Prepare - Operational Excellence Pillar

Prepare

To prepare for operational excellence, you have to understand your workloads and their expected behaviors. You will then be able to design them to provide insight to their status and build the procedures to support them.

Design your workload so that it provides the information necessary for you to understand its internal state (for example, metrics, logs, events, and traces) across all components in support of observability and investigating issues. Observability goes beyond simple monitoring, providing a comprehensive understanding of a system's internal workings based on its external outputs. Rooted in metrics, logs, and traces, observability offers profound insights into system behavior and dynamics. With effective observability, teams can discern patterns, anomalies, and trends, allowing them to proactively address potential issues and maintain optimal system health. Identifying key performance indicators (KPIs) is pivotal to ensure alignment between monitoring activities and business objectives. This alignment ensures that teams are making data-driven decisions using metrics that genuinely matter, optimizing both system performance and business outcomes. Furthermore, observability empowers businesses to be proactive rather than reactive. Teams can understand the cause-and-effect relationships within their systems, predicting and preventing issues rather than just reacting to them. As workloads evolve, it's essential to revisit and refine the observability strategy, ensuring it remains relevant and effective.

Adopt approaches that improve the flow of changes into production and that achieves refactoring, fast feedback on quality, and bug fixing. These accelerate beneficial changes entering production, limit issues deployed, and activate rapid identification and remediation of issues introduced through deployment activities or discovered in your environments.

Adopt approaches that provide fast feedback on quality and achieves rapid recovery from changes that do not have desired outcomes. Using these practices mitigates the impact of issues introduced through the deployment of changes. Plan for unsuccessful changes so that you are able to respond faster if necessary and test and validate the changes you make. Be aware of planned activities in your environments so that you can manage the risk of changes impacting planned activities. Emphasize frequent, small, reversible changes to limit the scope of change. This results in faster troubleshooting and remediation with the option to roll back a change. It also means you are able to get the benefit of valuable changes more frequently.

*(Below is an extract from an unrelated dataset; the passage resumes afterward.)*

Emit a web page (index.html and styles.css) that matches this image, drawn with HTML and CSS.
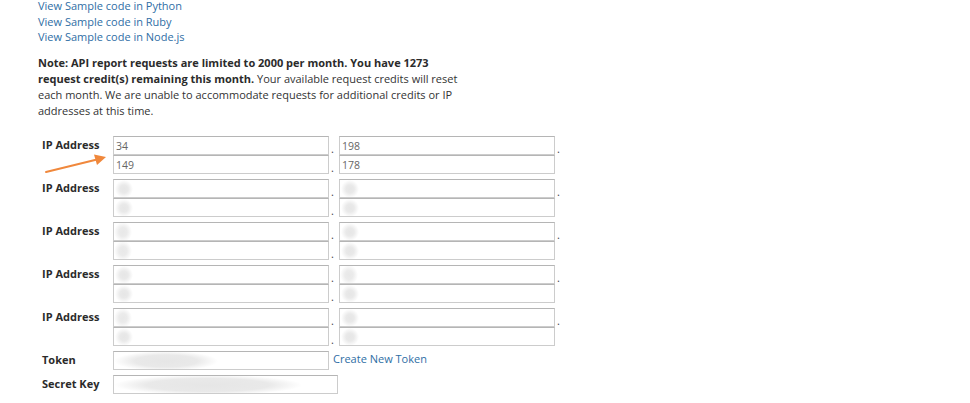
FILE: index.html
```html
<!DOCTYPE html>
<html>
<head>
<meta charset="utf-8">
<link rel="stylesheet" href="styles.css">
</head>
<body>
<div class="page">
  <div class="links">
    <a href="#">View Sample code in Python</a>
    <a href="#">View Sample code in Ruby</a>
    <a href="#">View Sample code in Node.js</a>
  </div>
  <p class="note"><b>Note: API report requests are limited to 2000 per month. You have 1273 request credit(s) remaining this month.</b> Your available request credits will reset each month. We are unable to accommodate requests for additional credits or IP addresses at this time.</p>

  <div class="form">
    <svg class="arrow" width="70" height="24" viewBox="0 0 70 24">
      <line x1="3" y1="19" x2="56" y2="6" stroke="#f0883c" stroke-width="2" stroke-linecap="round"/>
      <path d="M51 1.5 L63 4 L54 12 Z" fill="#f0883c"/>
    </svg>

    <div class="row">
      <div class="label">IP Address</div>
      <div class="ip">
        <input class="field" value="34"><span class="dot">.</span>
        <input class="field" value="198"><span class="dot">.</span>
        <input class="field" value="149"><span class="dot">.</span>
        <input class="field" value="178">
      </div>
    </div>

    <div class="row">
      <div class="label">IP Address</div>
      <div class="ip">
        <input class="field blob"><span class="dot">.</span>
        <input class="field blob"><span class="dot">.</span>
        <input class="field blob"><span class="dot">.</span>
        <input class="field blob">
      </div>
    </div>

    <div class="row">
      <div class="label">IP Address</div>
      <div class="ip">
        <input class="field blob blob-sm"><span class="dot">.</span>
        <input class="field blob"><span class="dot">.</span>
        <input class="field blob blob-sm"><span class="dot">.</span>
        <input class="field blob">
      </div>
    </div>

    <div class="row">
      <div class="label">IP Address</div>
      <div class="ip">
        <input class="field blob"><span class="dot">.</span>
        <input class="field blob blob-sm"><span class="dot">.</span>
        <input class="field blob"><span class="dot">.</span>
        <input class="field blob">
      </div>
    </div>

    <div class="row">
      <div class="label">IP Address</div>
      <div class="ip">
        <input class="field blob blob-sm"><span class="dot">.</span>
        <input class="field blob"><span class="dot">.</span>
        <input class="field blob"><span class="dot">.</span>
        <input class="field blob">
      </div>
    </div>

    <div class="row">
      <div class="label">Token</div>
      <div class="single">
        <input class="field token-field">
        <a href="#" class="create">Create New Token</a>
      </div>
    </div>

    <div class="row">
      <div class="label">Secret Key</div>
      <div class="single">
        <input class="field secret-field">
      </div>
    </div>

    <div class="row">
      <div class="label">Search Active</div>
      <div class="single check-line">
        <span class="check"></span>
        <span class="check-text">Transaction Summary</span>
      </div>
    </div>
  </div>
</div>
</body>
</html>
```

FILE: styles.css
```css
html, body {
  margin: 0;
  padding: 0;
  background: #ffffff;
  overflow: hidden;
}

body {
  font-family: "Open Sans", "Liberation Sans", sans-serif;
  font-size: 11px;
  line-height: 15.7px;
  color: #333333;
}

.page {
  padding-left: 38px;
  margin-top: -2px;
}

.links {
  display: flex;
  flex-direction: column;
}

.links a {
  color: #2f6ea5;
  text-decoration: none;
}

.note {
  width: 434px;
  margin: 10px 0 0 0;
  line-height: 16px;
}

.note b {
  font-weight: 700;
  color: #2b2b2b;
}

.form {
  position: relative;
  margin-top: 17px;
  padding-left: 4px;
  display: flex;
  flex-direction: column;
  gap: 5px;
}

.arrow {
  position: absolute;
  left: 5px;
  top: 17px;
}

.row {
  display: flex;
  align-items: flex-start;
}

.label {
  width: 71px;
  flex: none;
  font-weight: 700;
  color: #2b2b2b;
  line-height: 16px;
  padding-top: 1px;
}

.ip {
  display: flex;
  flex-wrap: wrap;
  width: 460px;
  align-items: flex-end;
}

.field {
  box-sizing: border-box;
  width: 216px;
  height: 19px;
  margin: 0;
  padding: 0 2px;
  border: 1px solid #cccccc;
  border-top-color: #b5b5b5;
  border-radius: 0;
  font-family: "Open Sans", "Liberation Sans", sans-serif;
  font-size: 10.5px;
  color: #666666;
  background: #ffffff;
  outline: none;
}

.dot {
  width: 10px;
  flex: none;
  padding-left: 2px;
  box-sizing: border-box;
  font-size: 11px;
  line-height: 11px;
  color: #444444;
  margin-bottom: 1px;
}

.blob {
  background: radial-gradient(circle at 10px 9px, #e6e6e6 0, #e9e9e9 4px, rgba(240,240,240,0) 9px) no-repeat #ffffff;
}

.blob-sm {
  background: radial-gradient(ellipse 9px 10px at 9px 9px, #e8e8e8 0, #ebebeb 45%, rgba(240,240,240,0) 100%) no-repeat #ffffff;
}

.single {
  display: flex;
  align-items: center;
  gap: 4px;
}

.token-field {
  width: 216px;
  background: radial-gradient(ellipse 52px 10px at 52px 9px, #e6e6e6 0, #e9e9e9 60%, rgba(240,240,240,0) 100%) no-repeat #ffffff;
}

.secret-field {
  width: 225px;
  background: radial-gradient(ellipse 94px 10px at 94px 9px, #e6e6e6 0, #e9e9e9 65%, rgba(240,240,240,0) 100%) no-repeat #ffffff;
}

.create {
  color: #2f6ea5;
  text-decoration: none;
  line-height: 16px;
  margin-top: -3px;
}

.check-line {
  gap: 5px;
  padding-top: 3px;
}

.check {
  width: 10px;
  height: 10px;
  border-radius: 2px;
  background: #2f7fe0;
  flex: none;
}

.check-text {
  line-height: 16px;
}
```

Evaluate the operational readiness of your workload, processes, procedures, and personnel to understand the operational risks related to your workload. Use a consistent process (including manual or automated checklists) to know when you are ready to go live with your workload or a change. This will also help you to find any areas that you must make plans to address. Have runbooks that document your routine activities and playbooks that guide your processes for issue resolution. Understand the benefits and risks to make informed decisions to permit changes to enter production.

AWS allows you to view your entire workload (applications, infrastructure, policy, governance, and operations) as code. This means you can apply the same engineering discipline that you use for application code to every element of your stack and share these across teams or organizations to magnify the benefits of development efforts. Use operations as code in the cloud and the ability to safely experiment to develop your workload, your operations procedures, and practice failure. Using AWS CloudFormation allows you to have consistent, templated, sandbox development, test, and production environments with increasing levels of operations control.

Invest in implementing operations activities as code to maximize the productivity of operations personnel, minimize error rates, and achieve automated responses. Use “pre-mortems” to anticipate failure and create procedures where appropriate. Apply metadata using Resource Tags and AWS Resource Groups following a consistent tagging strategy to achieve identification of your resources. Tag your resources for organization, cost accounting, access controls, and targeting the running of automated operations activities. Adopt deployment practices that take advantage of the elasticity of the cloud to facilitate development activities, and pre-deployment of systems for faster implementations. When you make changes to the checklists you use to evaluate your workloads, plan what you will do with live systems that no longer comply.